Nevertheless, we think they're worth the investment,
especially now that component prices are irresistibly
low. Thanks to low demand and cutthroat competition
between AMD and Intel, you can buy dual-processor
systems for what you would have spent on single-CPU
systems just a year ago.
Does every application benefit from multiple CPUs?
Certainly not. Not every PC user needs a workstation
and not every server is CPU bound (spending more time
computing than moving data around). But every company
has a core of demanding PC users who waste time
waiting for their computers to finish a job, be it
compiling source code, rendering a 3-D image, editing
a digital video, or performing any gating task that
must be completed before the user can move on. For
these users, and for servers generating dynamic or
secure content, a second CPU is like a spare PC within
a PC. Dual-processor machines can't quite do twice as
much work in the same amount of time, but the
performance gain is substantial enough to justify the
additional expense.
We tested the latest dual-processor platforms using
systems that, to varying degrees, we constructed
ourselves. Building our own generic systems gave us
two advantages: We didn't have to wait until Compaq or
Dell started shipping Tualatin, Xeon, or Athlon MP
hardware before we could test the platforms; and our
findings wouldn't be skewed by a single vendor's
proprietary spin on the technology. Because our tests
were performed on components, and not on commercially
available products, they do not constitute formal
reviews. We performed them in an attempt to tease out
essential differences among the platforms.
For the testing, we tried to create as level a playing
field as possible. We installed 1GB of RAM on each
system, performed a clean install of Windows 2000
Professional with Service Pack 2, and used BAPCo
Sysmark 2000, SPECint2000, and SPECfp2000 benchmark
software to gauge performance. BAPCo (Business
Applications Performance Corporation) Sysmark 2001
measures system performance by simulating the usage of
real applications such as Adobe Photoshop and
Microsoft Word, whereas SPECint2000 and SPECfp2000
measure compute-intensive integer and floating point
performance, respectively.
Note that we adapted the SPEC (Standard Performance
Evaluation Corporation) tests to make them more
applicable to dual-processor systems. Specifically, we
ran three parallel copies of each benchmark to ensure
that both CPUs remained burdened until the end of each
test. The charted results show the sum of the three
test processes. Our approach isn't sanctioned by SPEC
and our results shouldn't be compared with those of
other SPEC runs.
The benchmarks revealed some performance differences
among the platforms (see charts). Intel's Xeon led in
floating point performance, but fell short in integer
performance. For Intel's Tualatin, the reverse was
true. AMD's Athlon MP took second in the SPEC integer
and floating point tests, but proved slightly faster
overall in the BAPCo application simulation tests.
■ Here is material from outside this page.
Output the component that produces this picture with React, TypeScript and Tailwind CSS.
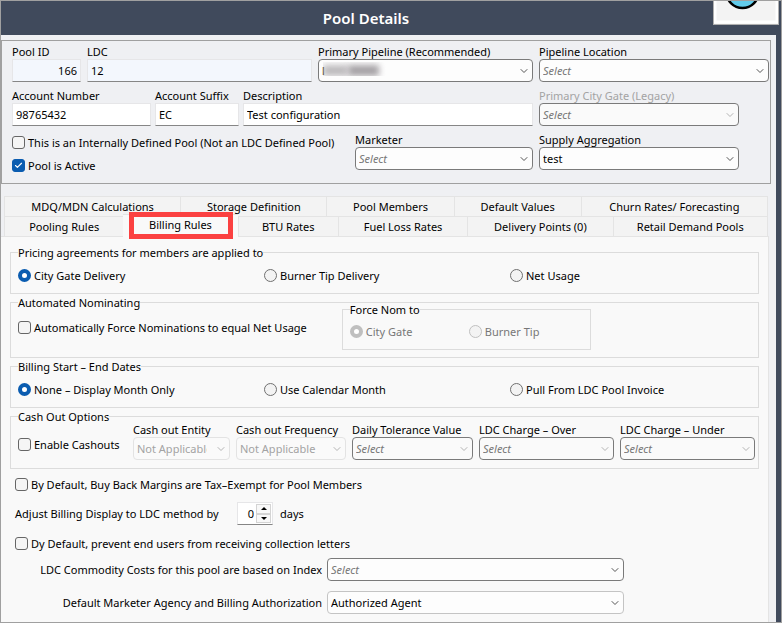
import { useId, type ReactNode } from "react";
import { Check, ChevronDown } from "lucide-react";

type FieldProps = { label: string; className?: string; muted?: boolean; children: (id: string) => ReactNode };

function Field({ label, className = "", muted = false, children }: FieldProps) {
  const id = useId();
  return (
    <div className={`flex min-w-0 flex-col ${className}`}>
      <label htmlFor={id} className={`whitespace-nowrap ${muted ? "text-[#a3a3a3]" : ""}`}>
        {label}
      </label>
      {children(id)}
    </div>
  );
}

type TextBoxProps = { id: string; value: string; readOnly?: boolean; alignRight?: boolean };

function TextBox({ id, value, readOnly = false, alignRight = false }: TextBoxProps) {
  return (
    <input
      id={id}
      type="text"
      defaultValue={value}
      readOnly={readOnly}
      className={`h-[23px] w-full border border-[#e6e6e8] border-b-[#868686] px-[3px] outline-none ${
        readOnly ? "bg-[#f3f7fd]" : "bg-white"
      } ${alignRight ? "text-right" : ""}`}
    />
  );
}

type PickerProps = {
  id: string;
  value?: string;
  disabled?: boolean;
  faint?: boolean;
  dimArrow?: boolean;
};

function Picker({ id, value, disabled = false, faint = false, dimArrow = false }: PickerProps) {
  const border = disabled ? "border-[#e3e3e3]" : faint ? "border-[#c4c4c4]" : "border-[#7a7a7a]";
  const text = disabled ? "text-[#a3a3a3]" : value ? "text-black" : "text-[#777] italic";
  const fill = disabled || dimArrow ? "bg-[#fafafa]" : "bg-[#fdfdfd]";
  return (
    <div className="relative">
      <select
        id={id}
        disabled={disabled}
        className={`block h-[23px] w-full appearance-none rounded-[4px] border pr-[22px] pl-[3px] opacity-100 outline-none ${border} ${text} ${fill}`}
      >
        <option>{value ?? "Select"}</option>
      </select>
      <ChevronDown
        className={`pointer-events-none absolute top-[6px] right-[3px] h-3 w-3 ${
          disabled || dimArrow ? "text-[#b4b4b4]" : "text-[#555]"
        }`}
        strokeWidth={2}
      />
    </div>
  );
}

function CheckBox({ label, checked = false }: { label: string; checked?: boolean }) {
  return (
    <label className="flex items-center gap-[3px] whitespace-nowrap">
      <span className="relative flex h-[13px] w-[13px] shrink-0">
        <input
          type="checkbox"
          defaultChecked={checked}
          className="peer h-[13px] w-[13px] appearance-none rounded-[3px] border border-[#666] bg-[#f5f5f5] checked:border-[#0a5cb0] checked:bg-[#0a5cb0]"
        />
        <Check
          className="pointer-events-none absolute top-[2px] left-[2px] hidden h-[9px] w-[9px] text-white peer-checked:block"
          strokeWidth={3}
        />
      </span>
      {label}
    </label>
  );
}

type RadioProps = { name: string; label: string; checked?: boolean; disabled?: boolean };

function Radio({ name, label, checked = false, disabled = false }: RadioProps) {
  return (
    <label className={`flex items-center gap-[3px] whitespace-nowrap ${disabled ? "text-[#777]" : ""}`}>
      <input
        type="radio"
        name={name}
        defaultChecked={checked}
        disabled={disabled}
        className="h-[13px] w-[13px] shrink-0 appearance-none rounded-full border border-[#707070] bg-[#f3f3f3] checked:border-4 checked:border-[#0a5cb0] checked:bg-white disabled:border-[#c0c0c0] disabled:checked:border-[#bfbfbf]"
      />
      {label}
    </label>
  );
}

function Group({ title, className = "", children }: { title: string; className?: string; children: ReactNode }) {
  return (
    <fieldset className={`min-w-0 border border-[#dcdcdc] pr-[2px] pl-[7px] ${className}`}>
      <legend className="whitespace-nowrap">{title}</legend>
      {children}
    </fieldset>
  );
}

function Tab({ label, active = false }: { label: string; active?: boolean }) {
  if (active) {
    return (
      <button
        type="button"
        role="tab"
        aria-selected="true"
        className="relative z-10 -mt-[2px] -mb-px border-t border-[#e4e4e4] bg-[#f9f9f9] pb-[3px] whitespace-nowrap"
      >
        {label}
        <span className="pointer-events-none absolute -top-[3px] right-[5px] -bottom-[2px] left-[6px] border-[5px] border-[#fb4141]" />
      </button>
    );
  }
  return (
    <button
      type="button"
      role="tab"
      aria-selected="false"
      className="border-t border-l border-[#e4e4e4] bg-[#f3f3f3] whitespace-nowrap last:border-r"
    >
      {label}
    </button>
  );
}

const upperTabs = ["MDQ/MDN Calculations", "Storage Definition", "Pool Members", "Default Values", "Churn Rates/ Forecasting"];
const lowerTabs = ["Pooling Rules", "Billing Rules", "BTU Rates", "Fuel Loss Rates", "Delivery Points (0)", "Retail Demand Pools"];

function Summary() {
  return (
    <section className="grid grid-cols-[minmax(0,1fr)_230px] gap-x-[6px] border border-[#a0a0a0] pt-[3px] pr-px pb-[10px] pl-[10px]">
      <div className="flex flex-col gap-[6px]">
        <div className="flex gap-[6px]">
          <Field label="Pool ID" className="w-[69px]">
            {(id) => <TextBox id={id} value="166" readOnly alignRight />}
          </Field>
          <Field label="LDC" className="flex-1">
            {(id) => <TextBox id={id} value="12" readOnly />}
          </Field>
          <Field label="Primary Pipeline (Recommended)" className="w-[215px]">
            {(id) => (
              <div className="relative">
                <Picker id={id} value="l" />
                <span className="pointer-events-none absolute top-[3px] left-[5px] flex h-[14px] w-[64px] items-end overflow-hidden">
                  <span className="h-[11px] w-[25px] bg-[#bcbabc] blur-[3px]" />
                  <span className="h-[11px] w-[31px] bg-[#a5a1a5] blur-[3px]" />
                </span>
              </div>
            )}
          </Field>
        </div>
        <div className="flex gap-[4px]">
          <Field label="Account Number" className="w-[139px]">
            {(id) => <TextBox id={id} value="98765432" />}
          </Field>
          <Field label="Account Suffix" className="w-[84px]">
            {(id) => <TextBox id={id} value="EC" />}
          </Field>
          <Field label="Description" className="flex-1">
            {(id) => <TextBox id={id} value="Test configuration" />}
          </Field>
        </div>
        <div className="flex justify-between">
          <div className="flex flex-col gap-2 pt-[3px]">
            <CheckBox label="This is an Internally Defined Pool (Not an LDC Defined Pool)" />
            <CheckBox label="Pool is Active" checked />
          </div>
          <Field label="Marketer" className="w-[178px]">
            {(id) => <Picker id={id} />}
          </Field>
        </div>
      </div>
      <div className="flex flex-col gap-[6px]">
        <Field label="Pipeline Location">{(id) => <Picker id={id} />}</Field>
        <Field label="Primary City Gate (Legacy)" className="w-[200px]" muted>
          {(id) => <Picker id={id} dimArrow />}
        </Field>
        <Field label="Supply Aggregation" className="w-[200px]">
          {(id) => <Picker id={id} value="test" />}
        </Field>
      </div>
    </section>
  );
}

function BillingRules() {
  const indexId = useId();
  const agencyId = useId();
  const daysId = useId();
  return (
    <div role="tabpanel" className="mr-[7px] flex flex-1 flex-col border-t border-r border-[#e4e4e4] bg-[#f9f9f9] pt-2 pr-[9px] pl-[9px]">
      <Group title="Pricing agreements for members are applied to" className="pb-[10px]">
        <div className="grid grid-cols-3 pt-[8px]">
          <Radio name="pricing" label="City Gate Delivery" checked />
          <Radio name="pricing" label="Burner Tip Delivery" />
          <Radio name="pricing" label="Net Usage" />
        </div>
      </Group>

      <Group title="Automated Nominating" className="mt-px pb-[7px]">
        <div className="flex items-start gap-[35px]">
          <div className="pt-[10px]">
            <CheckBox label="Automatically Force Nominations to equal Net Usage" />
          </div>
          <Group title="Force Nom to" className="-mt-2 w-[249px] pb-[10px]">
            <div className="grid grid-cols-2 pt-[7px]">
              <Radio name="force" label="City Gate" checked disabled />
              <Radio name="force" label="Burner Tip" disabled />
            </div>
          </Group>
        </div>
      </Group>

      <Group title="Billing Start – End Dates" className="mt-px pb-[10px]">
        <div className="grid grid-cols-3 pt-[8px]">
          <Radio name="dates" label="None – Display Month Only" checked />
          <Radio name="dates" label="Use Calendar Month" />
          <Radio name="dates" label="Pull From LDC Pool Invoice" />
        </div>
      </Group>

      <Group title="Cash Out Options" className="mt-px pb-2">
        <div className="-mt-[2px] flex gap-[6px] pr-px">
          <div className="w-[109px] pt-[15px]">
            <CheckBox label="Enable Cashouts" />
          </div>
          <Field label="Cash out Entity" className="w-[97px]">
            {(id) => <Picker id={id} value="Not Applicable" disabled />}
          </Field>
          <Field label="Cash out Frequency" className="w-[110px]">
            {(id) => <Picker id={id} value="Not Applicable" disabled />}
          </Field>
          <Field label="Daily Tolerance Value" className="w-[121px]">
            {(id) => <Picker id={id} dimArrow />}
          </Field>
          <Field label="LDC Charge – Over" className="flex-1">
            {(id) => <Picker id={id} dimArrow />}
          </Field>
          <Field label="LDC Charge – Under" className="flex-1">
            {(id) => <Picker id={id} dimArrow />}
          </Field>
        </div>
      </Group>

      <div className="flex flex-col items-start pt-2 pl-[5px]">
        <CheckBox label="By Default, Buy Back Margins are Tax–Exempt for Pool Members" />
        <div className="mt-[10px] flex items-center gap-[7px]">
          <label htmlFor={daysId} className="w-[215px] whitespace-nowrap">
            Adjust Billing Display to LDC method by
          </label>
          <div className="flex h-[23px] w-[36px] border border-[#e6e6e8] border-b-[#868686] bg-white p-px">
            <input id={daysId} type="text" defaultValue="0" className="w-[17px] pr-[2px] text-right outline-none" />
            <div className="flex flex-1 flex-col">
              <button type="button" aria-label="Increase days" className="flex flex-1 items-center justify-center border border-[#d4d4d4] bg-[#f8f8f8]">
                <span className="h-0 w-0 border-x-[3px] border-b-[3px] border-x-transparent border-b-black" />
              </button>
              <button type="button" aria-label="Decrease days" className="flex flex-1 items-center justify-center border border-[#d4d4d4] bg-[#f8f8f8]">
                <span className="h-0 w-0 border-x-[3px] border-t-[3px] border-x-transparent border-t-black" />
              </button>
            </div>
          </div>
          <span>days</span>
        </div>
        <div className="mt-[11px]">
          <CheckBox label="Dy Default, prevent end users from receiving collection letters" />
        </div>
      </div>

      <div className="mt-[7px] grid grid-cols-[312px_minmax(0,297px)] items-center gap-x-[5px] gap-y-[10px] pb-[7px]">
        <label htmlFor={indexId} className="text-right whitespace-nowrap">
          LDC Commodity Costs for this pool are based on Index
        </label>
        <Picker id={indexId} />
        <label htmlFor={agencyId} className="text-right whitespace-nowrap">
          Default Marketer Agency and Billing Authorization
        </label>
        <Picker id={agencyId} value="Authorized Agent" faint />
      </div>
    </div>
  );
}

export default function App() {
  return (
    <div className="flex min-h-screen flex-col border border-[#a0a0a0] bg-[#404a5c] font-['Noto_Sans',sans-serif] text-[11px] leading-[15px] text-black">
      <header className="relative flex h-[34px] items-center justify-center">
        <h1 className="pr-[50px] text-[15px] leading-5 font-semibold text-white">Pool Details</h1>
        <div className="absolute top-0 right-[2px] h-6 w-[66px] border border-t-0 border-[#b0b0b0] bg-[#f3f3f3]">
          <svg viewBox="0 0 64 23" className="block h-[23px] w-16">
            <path d="M1 0V21H63V0" fill="none" stroke="#fff" strokeWidth="3" />
            <circle cx="28.500" cy="-9" r="16" fill="#62cbea" stroke="#000" strokeWidth="2.500" />
          </svg>
        </div>
      </header>
      <main className="mr-[5px] flex flex-1 flex-col bg-[#eff0f3]">
        <div className="pt-[5px] pr-[5px]">
          <Summary />
        </div>
        <div role="tablist" className="mt-3 mr-2 ml-[3px]">
          <div role="presentation" className="grid h-5 grid-cols-[176fr_146fr_127fr_127fr_187fr]">
            {upperTabs.map((t) => (
              <Tab key={t} label={t} />
            ))}
          </div>
          <div role="presentation" className="grid h-5 grid-cols-[119fr_114fr_100fr_129fr_145fr_155fr]">
            {lowerTabs.map((t) => (
              <Tab key={t} label={t} active={t === "Billing Rules"} />
            ))}
          </div>
        </div>
        <BillingRules />
      </main>
    </div>
  );
}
The most significant difference among these platforms
is cost The costs of two CPUs and 1GB of matching
memory run just $562 for Athlon MP, compared to $718
for Tualatin, and $1,075 for Xeon. When it comes to
balancing price and performance, Athlon MP is the
clear winner.
Intel Xeon
Intel's new Xeon processor shares its name with
technology that dates back to the Pentium II. All
Xeons -- new and old -- are built especially for
multiprocessor systems. The new Xeon uses Pentium 4
technology, but it is not compatible or
interchangeable with the Pentium 4. Xeon also requires
a special power supply, a fact we stumbled upon while
building our system.
The Supermicro P4DC6 motherboard we used for testing
comes with massive heat sinks to draw the heat away
from the Xeon CPUs. Power management circuitry keeps
Xeon cool under less trying workloads, but when
subjected to the stress of our benchmarks, the dual
1.4 GHz Xeons pumped out as much heat as a hair dryer.
Previous Xeon models benefited from large, fast cache
memories, but the new Xeon does not; its 256 KB cache
is the same size as that in the desktop Pentium 4.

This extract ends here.